The first tool — Generative Extend — is launching in beta for Premiere Pro. It can be used to extend the end or beginning of footage that’s slightly too short, or make adjustments mid-shot, such as to correct shifting eye-lines or unexpected movement.

Clips can only be extended by two seconds, so Generative Extend is only really suitable for small tweaks, but that could replace the need to retake footage to correct tiny issues. Extended clips can be generated at either 720p or 1080p at 24 FPS. It can also be used on audio to help smooth out edits, albeit with limitations. It’ll extend sound effects and ambient “room tone” by up to ten seconds, for example, but not spoken dialog or music.

The new Generative Extend tool in Premiere Pro can fill gaps in footage that would ordinarily require a full reshoot, such as adding a few extra steps to this person walking next to a car.
Image:Adobe

Two other video generation tools are launching on the web. Adobe’s Text-to-Video and Image-to-Video tools, first announced in September, are now rolling out as a limited public beta in the Firefly web app.

Text-to-Video functions similarly to other video generators like Runway and OpenAI’s Sora — users just need to plug in a text description for what they want to generate. It can emulate a variety of styles like regular “real” film, 3D animation, and stop motion, and the generated clips can be further refined using a selection of “camera controls” that simulate things like camera angles, motion, and shooting distance.
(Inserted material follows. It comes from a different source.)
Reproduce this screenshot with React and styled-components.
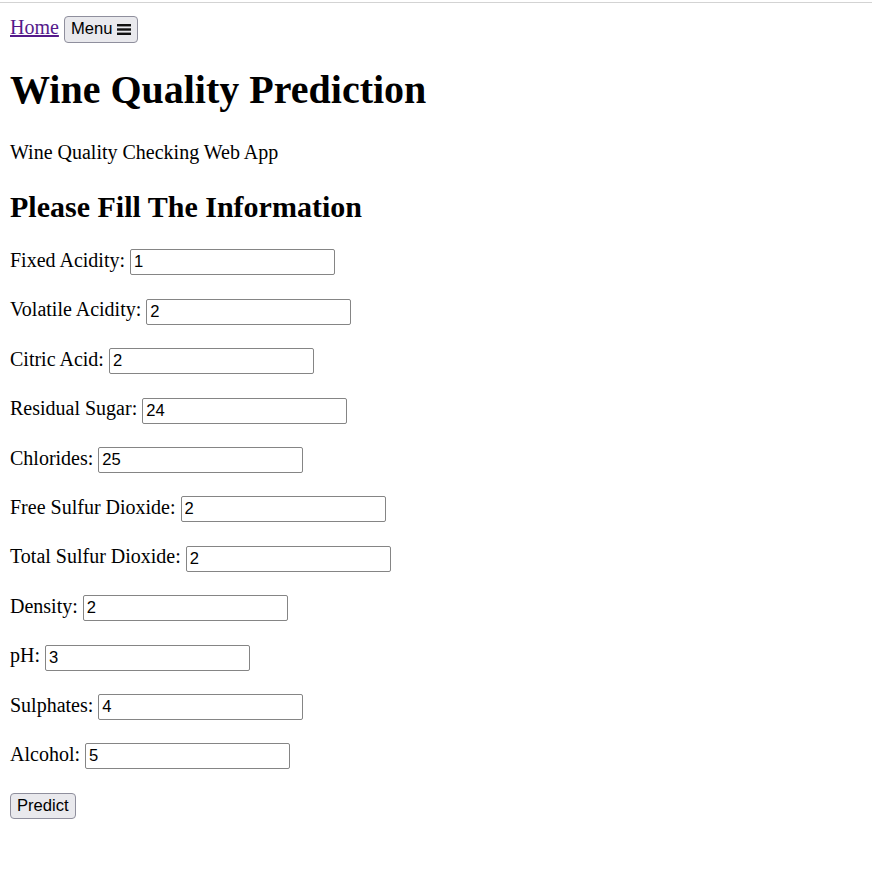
import styled, { createGlobalStyle } from "styled-components";

const fields = [
  { label: "Fixed Acidity", value: "1" },
  { label: "Volatile Acidity", value: "2" },
  { label: "Citric Acid", value: "2" },
  { label: "Residual Sugar", value: "24" },
  { label: "Chlorides", value: "25" },
  { label: "Free Sulfur Dioxide", value: "2" },
  { label: "Total Sulfur Dioxide", value: "2" },
  { label: "Density", value: "2" },
  { label: "pH", value: "3" },
  { label: "Sulphates", value: "4" },
  { label: "Alcohol", value: "5" },
];

const BarsIcon = () => (
  <svg width="14" height="13" viewBox="0 0 14 13" aria-hidden="true">
    <rect x="0" y="1" width="14" height="2.4" />
    <rect x="0" y="5.3" width="14" height="2.4" />
    <rect x="0" y="9.6" width="14" height="2.4" />
  </svg>
);

const App = () => {
  return (
    <>
      <GlobalStyle />
      <TopRule />
      <Page>
        <Nav>
          <NavLink href="#">Home</NavLink> <MenuButton type="button">Menu <BarsIcon /></MenuButton>
        </Nav>
        <Title>Wine Quality Prediction</Title>
        <Text>Wine Quality Checking Web App</Text>
        <SubTitle>Please Fill The Information</SubTitle>
        <form onSubmit={(e) => e.preventDefault()}>
          {fields.map((f) => (
            <Field key={f.label}>
              {f.label}: <TextInput type="text" defaultValue={f.value} />
            </Field>
          ))}
          <SubmitButton type="submit">Predict</SubmitButton>
        </form>
      </Page>
    </>
  );
};

export default App;

const GlobalStyle = createGlobalStyle`
  body {
    margin: 0;
    background: #fff;
    font-family: "Liberation Serif", "Times New Roman", serif;
    font-size: 20px;
    color: #000;
  }
`;

const TopRule = styled.div`
  margin-top: 2px;
  border-top: 1px solid #d3d3d3;
`;

const Page = styled.div`
  padding: 0 10px 10px;
`;

const Nav = styled.div`
  margin-top: 11px;
  line-height: 26px;
`;

const NavLink = styled.a`
  color: #551a8b;
  text-decoration: underline;
`;

const MenuButton = styled.button`
  font-family: "Liberation Sans", Arial, sans-serif;
  font-size: 16.6px;
  color: #000;
  background: #e9e9ed;
  border: 1px solid #8f8f9d;
  border-radius: 4px;
  padding: 2px 6px;
  height: 27px;
  vertical-align: middle;
  display: inline-flex;
  align-items: center;
  gap: 5px;
  svg {
    fill: #111;
  }
`;

const Title = styled.h1`
  font-size: 40px;
  font-weight: bold;
  margin: 23px 0 28px;
`;

const Text = styled.p`
  margin: 20px 0;
`;

const SubTitle = styled.h2`
  font-size: 30px;
  font-weight: bold;
  margin: 26px 0 22px;
`;

const Field = styled.p`
  margin: 20px 0;
  line-height: 29px;
`;

const TextInput = styled.input`
  font-family: "Liberation Sans", Arial, sans-serif;
  font-size: 16.6px;
  width: 205px;
  height: 26px;
  box-sizing: border-box;
  padding: 1px 3px;
  border: 1px solid #858585;
  border-radius: 2px;
  vertical-align: middle;
  color: #000;
`;

const SubmitButton = styled.button`
  font-family: "Liberation Sans", Arial, sans-serif;
  font-size: 16.6px;
  color: #000;
  background: #e9e9ed;
  border: 1px solid #8f8f9d;
  border-radius: 4px;
  padding: 1px 6px;
  height: 26px;
  margin-top: 4px;
`;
This is what some of the camera control options look like to adjust the generated output.
Image: Adobe

Image-to-Video goes a step further by letting users add a reference image alongside a text prompt to provide more control over the results. Adobe suggests this could be used to make b-roll from images and photographs, or help visualize reshoots by uploading a still from an existing video. The before and after example below shows this isn’t really capable of replacing reshoots directly, however, as several errors like wobbling cables and shifting backgrounds are visible in the results.

Here’s the original clip…
Video: Adobe

...and this is what it looks like Image-to-Video ‘remakes’ the footage. Notice how the yellow cable is wobbling for no reason?
Video: Adobe

You won’t be making entire movies with this tech any time soon, either. The maximum length of Text-to-Video and Image-to-Video clips is currently five seconds, and the quality tops out at 720p and 24 frames per second. By comparison, OpenAI says that Sora can generate videos up to a minute long “while maintaining visual quality and adherence to the user’s prompt” — but that’s not available to the public yet despite being announced months before Adobe’s tools. 
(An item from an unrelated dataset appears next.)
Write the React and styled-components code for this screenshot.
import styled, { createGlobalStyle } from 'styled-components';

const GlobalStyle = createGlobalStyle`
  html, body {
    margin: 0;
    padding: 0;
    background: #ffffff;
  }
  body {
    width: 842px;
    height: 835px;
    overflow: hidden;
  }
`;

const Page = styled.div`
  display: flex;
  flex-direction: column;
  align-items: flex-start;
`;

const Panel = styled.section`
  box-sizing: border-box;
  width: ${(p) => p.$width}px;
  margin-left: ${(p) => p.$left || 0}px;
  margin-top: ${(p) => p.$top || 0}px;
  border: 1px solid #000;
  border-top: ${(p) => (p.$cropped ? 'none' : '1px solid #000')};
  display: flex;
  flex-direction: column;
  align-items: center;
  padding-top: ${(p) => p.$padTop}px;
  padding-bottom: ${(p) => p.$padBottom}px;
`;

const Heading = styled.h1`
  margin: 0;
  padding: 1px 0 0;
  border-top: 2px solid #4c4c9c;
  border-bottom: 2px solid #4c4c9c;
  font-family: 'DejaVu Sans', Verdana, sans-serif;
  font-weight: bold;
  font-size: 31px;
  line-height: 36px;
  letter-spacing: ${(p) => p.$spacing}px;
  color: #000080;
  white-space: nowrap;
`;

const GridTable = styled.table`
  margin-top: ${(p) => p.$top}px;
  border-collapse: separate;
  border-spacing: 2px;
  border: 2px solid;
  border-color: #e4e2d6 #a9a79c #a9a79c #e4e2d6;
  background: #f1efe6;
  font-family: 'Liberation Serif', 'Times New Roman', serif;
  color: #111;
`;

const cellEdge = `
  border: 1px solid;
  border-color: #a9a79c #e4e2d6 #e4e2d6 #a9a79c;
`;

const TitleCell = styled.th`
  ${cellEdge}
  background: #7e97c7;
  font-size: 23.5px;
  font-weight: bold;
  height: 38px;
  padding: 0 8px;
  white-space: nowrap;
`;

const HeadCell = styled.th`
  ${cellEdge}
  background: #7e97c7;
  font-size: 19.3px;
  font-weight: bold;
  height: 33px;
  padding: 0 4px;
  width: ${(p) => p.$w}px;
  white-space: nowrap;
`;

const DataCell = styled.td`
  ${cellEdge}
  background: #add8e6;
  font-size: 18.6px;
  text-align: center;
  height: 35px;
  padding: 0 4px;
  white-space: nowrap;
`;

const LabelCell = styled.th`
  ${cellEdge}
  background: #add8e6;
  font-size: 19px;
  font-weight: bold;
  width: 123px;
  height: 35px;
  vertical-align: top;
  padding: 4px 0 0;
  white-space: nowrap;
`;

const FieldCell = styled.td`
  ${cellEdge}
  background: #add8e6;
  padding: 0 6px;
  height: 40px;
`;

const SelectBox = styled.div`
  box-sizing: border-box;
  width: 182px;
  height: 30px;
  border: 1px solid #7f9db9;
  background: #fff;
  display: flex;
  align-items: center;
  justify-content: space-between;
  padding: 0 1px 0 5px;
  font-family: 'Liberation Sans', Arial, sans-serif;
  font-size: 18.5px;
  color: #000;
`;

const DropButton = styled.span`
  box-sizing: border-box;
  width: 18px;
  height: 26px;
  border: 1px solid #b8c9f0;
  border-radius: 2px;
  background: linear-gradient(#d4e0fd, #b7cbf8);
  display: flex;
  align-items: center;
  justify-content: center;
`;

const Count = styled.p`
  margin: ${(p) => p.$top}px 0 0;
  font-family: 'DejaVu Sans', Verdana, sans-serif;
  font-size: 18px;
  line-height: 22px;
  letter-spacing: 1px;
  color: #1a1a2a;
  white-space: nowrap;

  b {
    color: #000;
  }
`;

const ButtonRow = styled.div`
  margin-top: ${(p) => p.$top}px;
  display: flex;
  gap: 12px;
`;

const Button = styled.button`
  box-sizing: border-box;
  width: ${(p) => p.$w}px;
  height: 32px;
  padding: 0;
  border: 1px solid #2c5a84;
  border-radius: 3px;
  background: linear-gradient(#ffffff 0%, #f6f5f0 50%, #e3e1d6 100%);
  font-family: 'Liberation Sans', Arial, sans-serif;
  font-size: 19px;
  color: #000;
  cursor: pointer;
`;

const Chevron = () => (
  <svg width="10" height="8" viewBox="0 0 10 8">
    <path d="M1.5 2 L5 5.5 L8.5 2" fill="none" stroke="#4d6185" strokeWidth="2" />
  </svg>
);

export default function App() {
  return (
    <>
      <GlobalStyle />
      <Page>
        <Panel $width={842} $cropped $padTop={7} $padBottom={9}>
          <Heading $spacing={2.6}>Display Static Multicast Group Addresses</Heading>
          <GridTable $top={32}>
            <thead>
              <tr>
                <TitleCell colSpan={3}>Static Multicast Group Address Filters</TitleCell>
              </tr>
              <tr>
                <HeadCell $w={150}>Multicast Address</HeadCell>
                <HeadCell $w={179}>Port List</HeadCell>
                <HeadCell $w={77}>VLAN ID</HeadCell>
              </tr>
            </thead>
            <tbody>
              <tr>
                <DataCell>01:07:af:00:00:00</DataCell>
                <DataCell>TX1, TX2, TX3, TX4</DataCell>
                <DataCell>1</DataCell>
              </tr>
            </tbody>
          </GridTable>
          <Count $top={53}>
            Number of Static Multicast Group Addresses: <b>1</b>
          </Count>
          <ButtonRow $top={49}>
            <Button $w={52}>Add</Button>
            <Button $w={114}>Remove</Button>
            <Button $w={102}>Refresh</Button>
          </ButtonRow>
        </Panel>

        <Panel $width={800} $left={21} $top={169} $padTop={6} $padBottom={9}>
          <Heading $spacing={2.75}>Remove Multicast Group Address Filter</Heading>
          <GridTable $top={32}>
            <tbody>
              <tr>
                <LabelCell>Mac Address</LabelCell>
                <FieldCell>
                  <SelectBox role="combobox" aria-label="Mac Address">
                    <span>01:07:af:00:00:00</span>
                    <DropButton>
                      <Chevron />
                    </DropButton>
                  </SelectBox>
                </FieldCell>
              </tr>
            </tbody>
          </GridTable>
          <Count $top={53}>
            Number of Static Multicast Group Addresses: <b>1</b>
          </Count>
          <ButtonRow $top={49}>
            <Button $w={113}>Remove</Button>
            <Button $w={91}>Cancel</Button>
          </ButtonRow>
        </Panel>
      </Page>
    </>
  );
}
The model is restricted to producing clips that are around four seconds long, like this example of an AI-generated baby dragon scrambling around in magma.
Video: Adobe

Text-to-Video, Image-to-Video, and Generative Extend all take about 90 seconds to generate, but Adobe says it’s working on a “turbo mode” to cut that down. And restricted as it may be, Adobe says its tools powered by its AI video model are “commercially safe” because they’re trained on content that the creative software giant was permitted to use. Given models from other providers like Runway are being scrutinized for allegedly being trained on thousands of scraped YouTube videos — or in Meta’s case, maybe even your personal videos — commercial viability could be a deal cincher for some users.
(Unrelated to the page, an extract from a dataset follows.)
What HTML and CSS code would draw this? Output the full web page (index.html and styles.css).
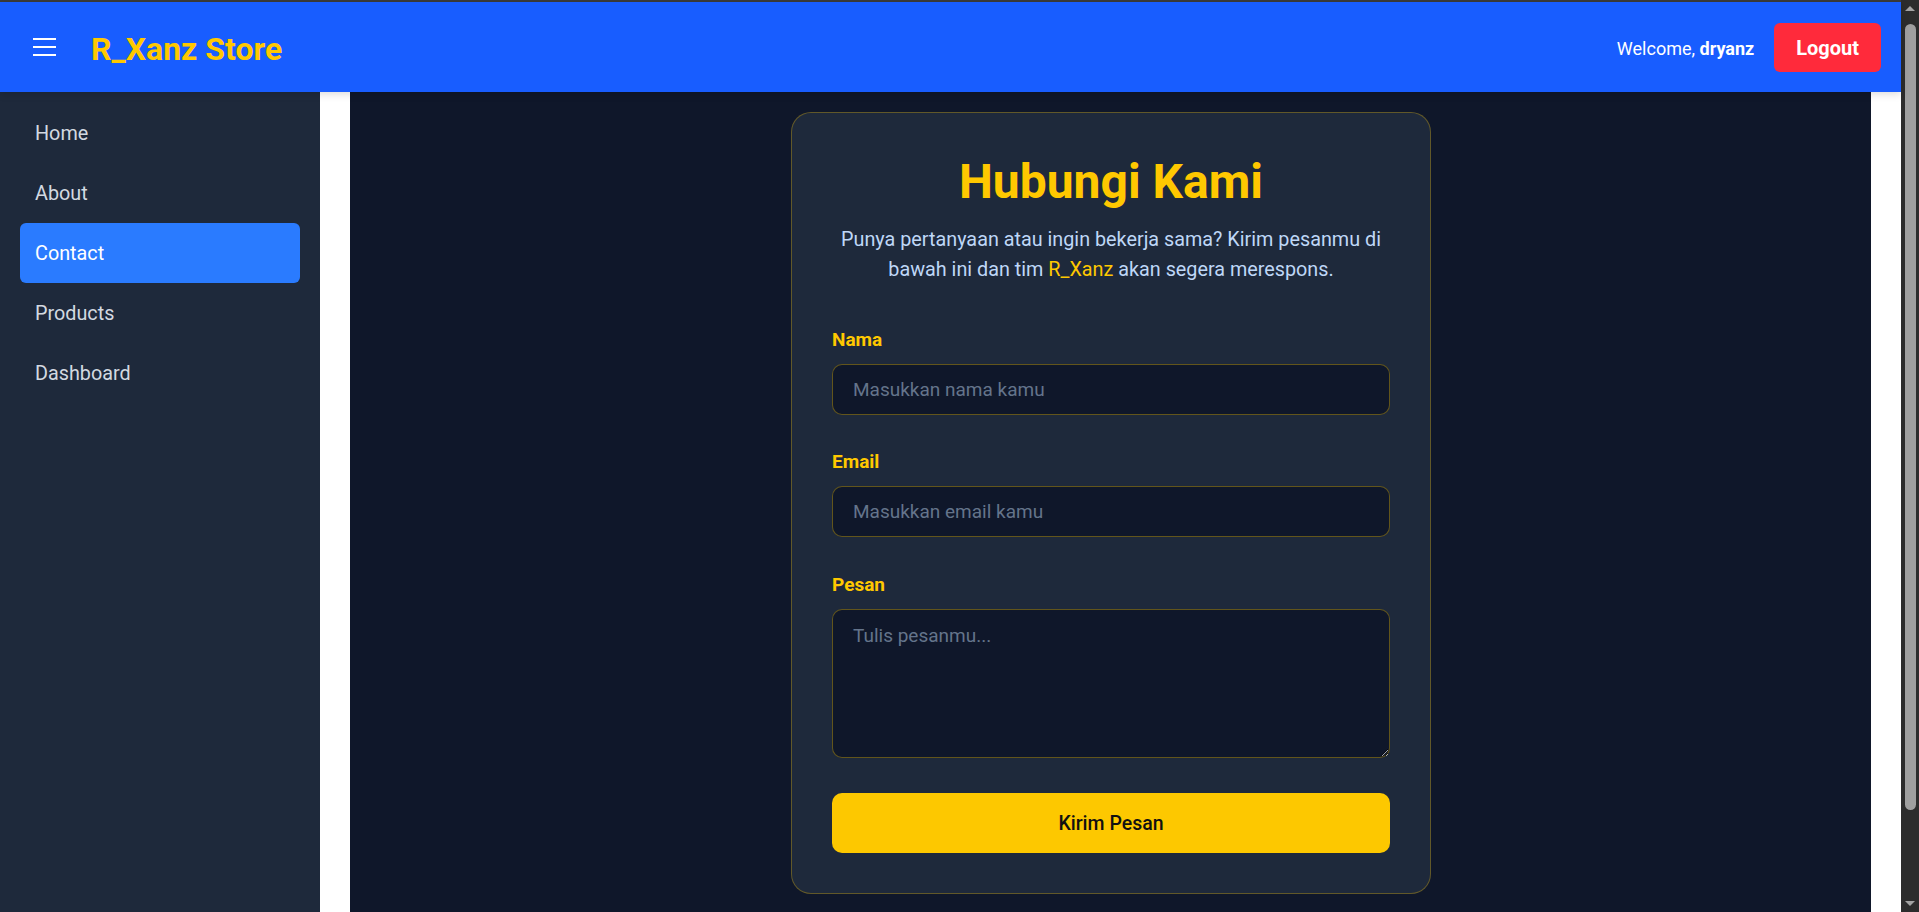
FILE: index.html
```html
<!DOCTYPE html>
<html lang="id">
<head>
<meta charset="utf-8">
<title>Hubungi Kami - R_Xanz Store</title>
<link rel="stylesheet" href="styles.css">
</head>
<body>
<div class="app">
  <header class="topbar">
    <div class="topbar-left">
      <button class="menu-btn" aria-label="Menu">
        <svg width="23" height="18" viewBox="0 0 23 18" aria-hidden="true"><path d="M0 1h23M0 9h23M0 17h23" stroke="#ffffff" stroke-width="2" fill="none"/></svg>
      </button>
      <span class="logo">R_Xanz Store</span>
    </div>
    <div class="topbar-right">
      <span class="welcome">Welcome, <b>dryanz</b></span>
      <button class="logout">Logout</button>
    </div>
  </header>
  <div class="layout">
    <aside class="sidebar">
      <nav class="nav">
        <a class="nav-item" href="#">Home</a>
        <a class="nav-item" href="#">About</a>
        <a class="nav-item active" href="#">Contact</a>
        <a class="nav-item" href="#">Products</a>
        <a class="nav-item" href="#">Dashboard</a>
      </nav>
    </aside>
    <main class="main">
      <div class="content">
        <section class="card">
          <h1 class="card-title">Hubungi Kami</h1>
          <p class="card-desc">Punya pertanyaan atau ingin bekerja sama? Kirim pesanmu di bawah ini dan tim <span class="brand">R_Xanz</span> akan segera merespons.</p>
          <form class="form">
            <div class="field">
              <label class="field-label" for="nama">Nama</label>
              <input class="field-input" id="nama" type="text" placeholder="Masukkan nama kamu">
            </div>
            <div class="field">
              <label class="field-label" for="email">Email</label>
              <input class="field-input" id="email" type="email" placeholder="Masukkan email kamu">
            </div>
            <div class="field">
              <label class="field-label" for="pesan">Pesan</label>
              <textarea class="field-input field-textarea" id="pesan" placeholder="Tulis pesanmu..."></textarea>
            </div>
            <button class="submit" type="button">Kirim Pesan</button>
          </form>
        </section>
      </div>
    </main>
  </div>
</div>
<div class="scrollbar" aria-hidden="true">
  <div class="sb-btn"><span class="sb-up"></span></div>
  <div class="sb-track"><div class="sb-thumb"></div></div>
  <div class="sb-btn"><span class="sb-down"></span></div>
</div>
</body>
</html>
```

FILE: styles.css
```css
* {
  box-sizing: border-box;
}

html,
body {
  margin: 0;
  height: 100%;
}

body {
  display: flex;
  overflow: hidden;
  background: #ffffff;
  font-family: Roboto, "Liberation Sans", Arial, sans-serif;
}

.app {
  flex: 1;
  min-width: 0;
  height: 100vh;
  display: flex;
  flex-direction: column;
  border-top: 2px solid #3b3b3b;
}

/* ---------- top bar ---------- */
.topbar {
  flex: none;
  height: 90px;
  background: #185dff;
  display: flex;
  align-items: center;
  justify-content: space-between;
  padding: 0 20px 0 33px;
  box-shadow: 0 2px 8px rgba(0, 0, 0, 0.15);
  position: relative;
  z-index: 1;
}

.topbar-left {
  display: flex;
  align-items: center;
}

.menu-btn {
  display: flex;
  padding: 0;
  margin: 0 35px 0 0;
  border: none;
  background: none;
}

.logo {
  font-size: 32px;
  font-weight: 700;
  color: #ffc800;
  margin-top: 3px;
}

.topbar-right {
  display: flex;
  align-items: center;
  gap: 20px;
}

.welcome {
  font-size: 18px;
  color: #ffffff;
  margin-top: 2px;
}

.welcome b {
  font-weight: 700;
}

.logout {
  height: 49px;
  padding: 2px 22px 0;
  border: none;
  border-radius: 6px;
  background: #ff2a3b;
  color: #ffffff;
  font-family: inherit;
  font-size: 20px;
  font-weight: 700;
}

/* ---------- layout ---------- */
.layout {
  flex: 1;
  min-height: 0;
  display: flex;
}

.sidebar {
  flex: none;
  width: 320px;
  background: #1e293b;
  padding: 11px 20px;
}

.nav {
  display: flex;
  flex-direction: column;
}

.nav-item {
  height: 60px;
  display: flex;
  align-items: center;
  padding: 0 15px;
  border-radius: 6px;
  color: #d3d9e1;
  font-size: 19.8px;
  text-decoration: none;
}

.nav-item.active {
  background: #2a7bff;
  color: #ffffff;
}

.main {
  flex: 1;
  min-width: 0;
  display: flex;
  background: #ffffff;
  padding: 0 30px;
}

.content {
  flex: 1;
  background: #0f172a;
  padding: 20px 0 0 1px;
}

/* ---------- card ---------- */
.card {
  width: 640px;
  margin: 0 auto;
  background: #1e293b;
  border: 1px solid rgba(255, 200, 0, 0.3);
  border-radius: 20px;
  padding: 40px;
}

.card-title {
  margin: 0 0 14px;
  font-size: 48px;
  line-height: 1.2;
  font-weight: 700;
  color: #ffc800;
  text-align: center;
}

.card-desc {
  margin: 0 0 43px;
  font-size: 19.8px;
  line-height: 30px;
  color: #bfd7f7;
  text-align: center;
}

.brand {
  color: #ffc800;
}

.field {
  margin-bottom: 35.5px;
}

.field-label {
  display: block;
  margin-bottom: 13px;
  font-size: 19px;
  font-weight: 700;
  color: #ffc800;
}

.field-input {
  display: block;
  width: 100%;
  height: 51px;
  padding: 0 20px;
  background: #0f172a;
  border: 1px solid rgba(255, 200, 0, 0.35);
  border-radius: 10px;
  color: #ffffff;
  font-family: inherit;
  font-size: 19px;
  outline: none;
}

.field-input::placeholder {
  color: #64748b;
}

.field-textarea {
  height: 149px;
  padding: 14px 20px;
  resize: vertical;
}

.submit {
  display: block;
  width: 100%;
  height: 60px;
  margin-top: 3px;
  border: none;
  border-radius: 10px;
  background: #fdc800;
  color: #111111;
  font-family: inherit;
  font-size: 19.5px;
  font-weight: 500;
}

/* ---------- window scrollbar ---------- */
.scrollbar {
  flex: none;
  width: 18px;
  height: 100vh;
  background: #2c2c2c;
  display: flex;
  flex-direction: column;
}

.sb-btn {
  flex: none;
  height: 17px;
  display: flex;
  align-items: center;
  justify-content: center;
}

.sb-up,
.sb-down {
  width: 0;
  height: 0;
  border-left: 5px solid transparent;
  border-right: 5px solid transparent;
}

.sb-up {
  border-bottom: 5px solid #a3a3a3;
}

.sb-down {
  border-top: 5px solid #a3a3a3;
}

.sb-track {
  flex: 1;
  padding: 7px 3px 0 4px;
}

.sb-thumb {
  height: 786px;
  background: #9f9f9f;
  border-radius: 6px;
}
```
One other benefit is that videos created or edited using Adobe’s Firefly video model can be embedded with Content Credentials to help disclose AI usage and ownership rights when published online. It’s not clear when these tools will be out of beta, but at least they’re publicly available — which is more than we can say for OpenAI’s Sora, Meta’s Movie Gen, and Google’s Veo generators.

The AI video launches were announced today at Adobe’s MAX conference, where the company is also introducing a number of other AI-powered features across its creative apps.